## BEGIN

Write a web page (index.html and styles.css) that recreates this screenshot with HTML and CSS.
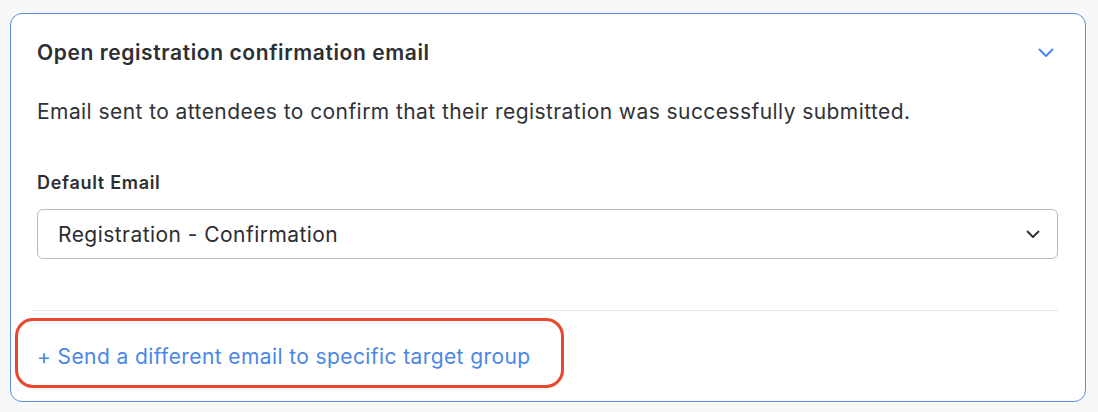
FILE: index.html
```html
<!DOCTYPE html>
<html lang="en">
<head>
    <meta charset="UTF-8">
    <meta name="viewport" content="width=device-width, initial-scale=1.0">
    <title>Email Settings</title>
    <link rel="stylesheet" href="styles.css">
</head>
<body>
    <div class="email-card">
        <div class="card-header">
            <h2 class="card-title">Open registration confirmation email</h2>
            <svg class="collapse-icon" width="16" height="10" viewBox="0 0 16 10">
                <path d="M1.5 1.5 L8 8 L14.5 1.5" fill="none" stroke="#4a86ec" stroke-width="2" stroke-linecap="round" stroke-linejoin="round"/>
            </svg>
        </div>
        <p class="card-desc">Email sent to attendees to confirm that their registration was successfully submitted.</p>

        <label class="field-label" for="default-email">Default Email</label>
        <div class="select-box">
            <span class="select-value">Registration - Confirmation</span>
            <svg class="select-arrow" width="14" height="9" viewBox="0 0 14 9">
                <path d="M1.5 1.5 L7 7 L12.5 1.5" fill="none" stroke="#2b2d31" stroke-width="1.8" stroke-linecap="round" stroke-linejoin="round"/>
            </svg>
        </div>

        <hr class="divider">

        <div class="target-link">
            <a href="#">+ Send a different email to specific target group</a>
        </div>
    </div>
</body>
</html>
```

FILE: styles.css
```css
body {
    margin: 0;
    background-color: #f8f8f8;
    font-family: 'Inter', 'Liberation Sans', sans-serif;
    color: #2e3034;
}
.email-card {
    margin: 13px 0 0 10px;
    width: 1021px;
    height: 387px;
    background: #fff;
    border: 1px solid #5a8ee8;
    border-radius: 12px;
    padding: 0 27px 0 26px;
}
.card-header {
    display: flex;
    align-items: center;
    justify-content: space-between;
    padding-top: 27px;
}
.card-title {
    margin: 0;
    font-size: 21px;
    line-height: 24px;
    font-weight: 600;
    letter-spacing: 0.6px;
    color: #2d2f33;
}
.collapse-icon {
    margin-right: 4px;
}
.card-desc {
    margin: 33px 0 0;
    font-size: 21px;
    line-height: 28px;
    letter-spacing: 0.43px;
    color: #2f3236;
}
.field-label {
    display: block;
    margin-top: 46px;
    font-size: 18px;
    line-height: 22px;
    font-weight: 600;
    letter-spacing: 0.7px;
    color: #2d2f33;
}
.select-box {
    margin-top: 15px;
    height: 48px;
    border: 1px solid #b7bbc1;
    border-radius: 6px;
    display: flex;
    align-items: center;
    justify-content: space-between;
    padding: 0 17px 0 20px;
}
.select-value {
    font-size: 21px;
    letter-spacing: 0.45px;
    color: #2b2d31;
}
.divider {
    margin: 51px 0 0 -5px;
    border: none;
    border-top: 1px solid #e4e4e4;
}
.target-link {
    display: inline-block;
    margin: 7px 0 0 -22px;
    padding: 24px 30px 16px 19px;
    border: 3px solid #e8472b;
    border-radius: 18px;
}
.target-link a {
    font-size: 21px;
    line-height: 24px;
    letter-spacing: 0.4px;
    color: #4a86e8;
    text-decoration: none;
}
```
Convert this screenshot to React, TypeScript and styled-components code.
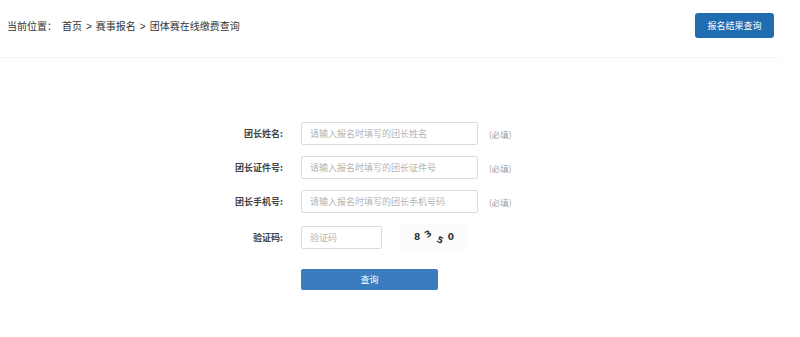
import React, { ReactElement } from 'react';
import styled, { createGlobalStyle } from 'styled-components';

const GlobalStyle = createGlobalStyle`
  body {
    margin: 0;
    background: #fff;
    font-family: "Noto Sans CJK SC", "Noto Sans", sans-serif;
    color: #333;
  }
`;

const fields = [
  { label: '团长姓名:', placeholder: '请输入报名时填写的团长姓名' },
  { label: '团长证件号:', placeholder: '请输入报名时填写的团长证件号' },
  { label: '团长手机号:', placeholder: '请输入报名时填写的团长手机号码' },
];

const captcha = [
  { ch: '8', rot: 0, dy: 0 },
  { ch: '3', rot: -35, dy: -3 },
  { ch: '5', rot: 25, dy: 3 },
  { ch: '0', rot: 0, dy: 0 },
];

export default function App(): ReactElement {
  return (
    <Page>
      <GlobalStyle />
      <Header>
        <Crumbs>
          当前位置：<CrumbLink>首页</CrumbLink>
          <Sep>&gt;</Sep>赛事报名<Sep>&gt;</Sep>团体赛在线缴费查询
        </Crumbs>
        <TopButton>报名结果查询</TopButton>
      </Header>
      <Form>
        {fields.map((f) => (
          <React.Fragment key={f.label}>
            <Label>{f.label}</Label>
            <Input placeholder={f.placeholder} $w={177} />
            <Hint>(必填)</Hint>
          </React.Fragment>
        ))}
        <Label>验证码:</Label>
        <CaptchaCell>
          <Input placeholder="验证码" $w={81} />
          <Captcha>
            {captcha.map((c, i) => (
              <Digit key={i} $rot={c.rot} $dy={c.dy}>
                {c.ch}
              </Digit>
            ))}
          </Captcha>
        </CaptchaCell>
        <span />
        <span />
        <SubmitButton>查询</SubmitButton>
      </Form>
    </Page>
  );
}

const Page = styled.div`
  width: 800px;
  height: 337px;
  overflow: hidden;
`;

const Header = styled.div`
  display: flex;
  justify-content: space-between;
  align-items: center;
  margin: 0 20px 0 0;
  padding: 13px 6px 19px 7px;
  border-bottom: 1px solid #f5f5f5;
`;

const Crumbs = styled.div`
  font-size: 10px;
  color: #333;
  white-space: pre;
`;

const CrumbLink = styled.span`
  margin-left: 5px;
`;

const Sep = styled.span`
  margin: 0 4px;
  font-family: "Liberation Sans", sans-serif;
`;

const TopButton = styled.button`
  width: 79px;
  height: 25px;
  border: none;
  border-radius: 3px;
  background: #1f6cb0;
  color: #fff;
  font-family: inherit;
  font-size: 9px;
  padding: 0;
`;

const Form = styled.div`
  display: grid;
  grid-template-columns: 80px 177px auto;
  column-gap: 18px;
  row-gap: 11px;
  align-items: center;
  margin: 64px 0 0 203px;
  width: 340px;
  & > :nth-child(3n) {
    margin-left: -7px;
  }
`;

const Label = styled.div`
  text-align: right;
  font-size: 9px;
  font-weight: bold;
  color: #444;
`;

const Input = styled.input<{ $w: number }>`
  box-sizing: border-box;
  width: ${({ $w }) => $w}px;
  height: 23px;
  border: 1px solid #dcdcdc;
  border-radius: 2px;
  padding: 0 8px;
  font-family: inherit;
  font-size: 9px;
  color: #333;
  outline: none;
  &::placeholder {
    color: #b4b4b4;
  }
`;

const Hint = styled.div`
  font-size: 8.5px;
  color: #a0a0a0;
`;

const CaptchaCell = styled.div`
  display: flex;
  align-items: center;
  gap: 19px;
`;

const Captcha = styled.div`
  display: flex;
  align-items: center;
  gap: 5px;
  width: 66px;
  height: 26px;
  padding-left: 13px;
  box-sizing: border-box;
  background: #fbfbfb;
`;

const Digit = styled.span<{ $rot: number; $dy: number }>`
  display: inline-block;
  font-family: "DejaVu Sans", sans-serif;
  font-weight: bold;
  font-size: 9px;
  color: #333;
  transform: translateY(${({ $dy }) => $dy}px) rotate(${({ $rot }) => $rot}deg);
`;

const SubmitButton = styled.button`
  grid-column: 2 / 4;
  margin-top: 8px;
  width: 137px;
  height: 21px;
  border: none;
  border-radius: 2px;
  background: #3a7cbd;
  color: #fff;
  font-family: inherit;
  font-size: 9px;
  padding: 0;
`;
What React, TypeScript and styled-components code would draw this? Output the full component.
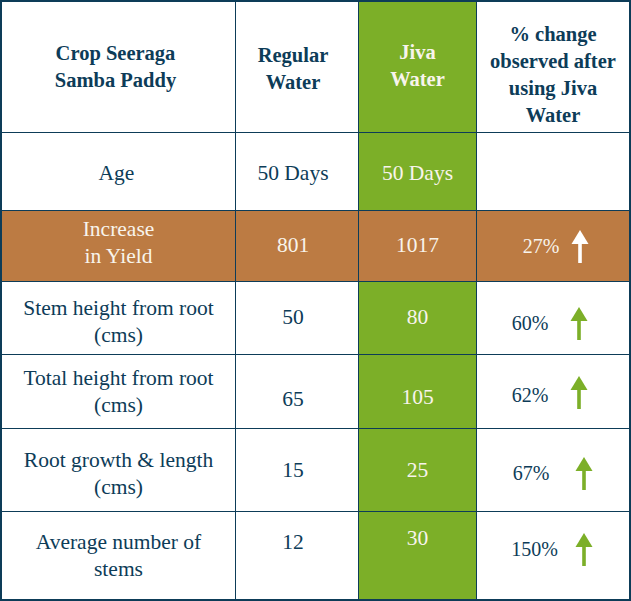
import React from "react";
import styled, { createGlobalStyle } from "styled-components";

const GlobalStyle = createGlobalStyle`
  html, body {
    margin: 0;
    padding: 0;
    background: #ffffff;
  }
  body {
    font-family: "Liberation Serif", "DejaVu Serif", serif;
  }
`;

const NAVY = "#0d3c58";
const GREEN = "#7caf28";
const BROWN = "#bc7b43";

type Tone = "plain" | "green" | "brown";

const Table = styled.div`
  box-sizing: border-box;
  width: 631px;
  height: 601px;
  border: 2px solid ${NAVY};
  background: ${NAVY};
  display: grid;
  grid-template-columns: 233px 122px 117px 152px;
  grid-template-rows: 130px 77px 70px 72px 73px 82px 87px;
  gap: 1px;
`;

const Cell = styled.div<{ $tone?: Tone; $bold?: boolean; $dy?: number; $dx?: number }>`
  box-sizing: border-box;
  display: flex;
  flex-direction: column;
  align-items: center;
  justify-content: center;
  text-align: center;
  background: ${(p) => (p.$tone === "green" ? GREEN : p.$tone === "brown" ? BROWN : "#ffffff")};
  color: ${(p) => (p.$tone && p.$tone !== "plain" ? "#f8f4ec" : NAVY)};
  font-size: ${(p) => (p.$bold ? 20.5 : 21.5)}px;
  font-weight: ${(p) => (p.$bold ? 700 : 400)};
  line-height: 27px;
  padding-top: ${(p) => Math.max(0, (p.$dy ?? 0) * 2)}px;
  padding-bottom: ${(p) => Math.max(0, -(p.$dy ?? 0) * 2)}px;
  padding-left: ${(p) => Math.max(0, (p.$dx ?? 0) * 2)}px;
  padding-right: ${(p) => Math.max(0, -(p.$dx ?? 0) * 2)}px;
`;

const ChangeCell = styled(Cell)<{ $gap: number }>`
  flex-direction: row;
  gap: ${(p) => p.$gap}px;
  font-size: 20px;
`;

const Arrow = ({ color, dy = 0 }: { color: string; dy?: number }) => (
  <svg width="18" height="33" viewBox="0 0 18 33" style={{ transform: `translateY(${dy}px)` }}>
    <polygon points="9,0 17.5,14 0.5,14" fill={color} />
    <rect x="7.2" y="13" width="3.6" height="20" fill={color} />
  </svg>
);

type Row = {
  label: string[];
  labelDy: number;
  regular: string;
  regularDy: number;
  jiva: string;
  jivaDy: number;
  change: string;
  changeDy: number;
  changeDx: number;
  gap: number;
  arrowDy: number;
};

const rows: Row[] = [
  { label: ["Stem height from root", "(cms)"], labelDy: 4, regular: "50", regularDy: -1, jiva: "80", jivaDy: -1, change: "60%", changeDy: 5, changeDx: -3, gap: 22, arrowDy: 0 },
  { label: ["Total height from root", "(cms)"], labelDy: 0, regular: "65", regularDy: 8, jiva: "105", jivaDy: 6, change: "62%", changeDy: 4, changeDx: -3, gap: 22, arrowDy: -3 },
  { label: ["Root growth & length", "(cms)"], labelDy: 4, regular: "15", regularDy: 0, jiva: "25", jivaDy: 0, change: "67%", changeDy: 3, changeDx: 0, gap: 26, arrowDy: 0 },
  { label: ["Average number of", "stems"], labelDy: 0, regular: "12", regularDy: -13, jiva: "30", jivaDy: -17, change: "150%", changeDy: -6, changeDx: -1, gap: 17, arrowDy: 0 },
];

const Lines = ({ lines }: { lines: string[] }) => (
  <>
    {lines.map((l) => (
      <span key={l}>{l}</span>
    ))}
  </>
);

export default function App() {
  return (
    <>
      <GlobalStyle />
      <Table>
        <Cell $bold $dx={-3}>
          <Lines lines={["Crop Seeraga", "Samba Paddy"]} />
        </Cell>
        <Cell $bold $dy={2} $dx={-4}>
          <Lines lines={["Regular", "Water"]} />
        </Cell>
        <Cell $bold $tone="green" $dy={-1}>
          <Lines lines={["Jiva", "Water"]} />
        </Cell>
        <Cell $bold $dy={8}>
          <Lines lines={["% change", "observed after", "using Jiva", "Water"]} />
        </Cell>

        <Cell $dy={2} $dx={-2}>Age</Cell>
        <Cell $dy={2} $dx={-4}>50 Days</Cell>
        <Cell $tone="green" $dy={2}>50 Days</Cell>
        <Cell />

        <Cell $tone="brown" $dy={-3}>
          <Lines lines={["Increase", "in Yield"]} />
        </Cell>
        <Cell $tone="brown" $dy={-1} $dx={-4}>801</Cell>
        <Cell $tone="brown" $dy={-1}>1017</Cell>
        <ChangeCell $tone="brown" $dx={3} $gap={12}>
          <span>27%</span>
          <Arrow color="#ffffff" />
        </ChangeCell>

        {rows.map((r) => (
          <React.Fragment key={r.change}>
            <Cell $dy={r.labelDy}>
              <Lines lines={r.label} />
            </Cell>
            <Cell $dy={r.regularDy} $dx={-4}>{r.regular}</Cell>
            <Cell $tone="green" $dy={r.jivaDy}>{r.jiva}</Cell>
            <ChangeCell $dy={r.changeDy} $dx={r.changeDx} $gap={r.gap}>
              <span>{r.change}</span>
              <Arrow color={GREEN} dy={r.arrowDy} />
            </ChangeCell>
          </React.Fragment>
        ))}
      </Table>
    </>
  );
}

## END

## TASK BRIEF
For the listing above, give the number of lines in which the string "index" occurs, and nothing else.

## WRITTEN RESPONSE
2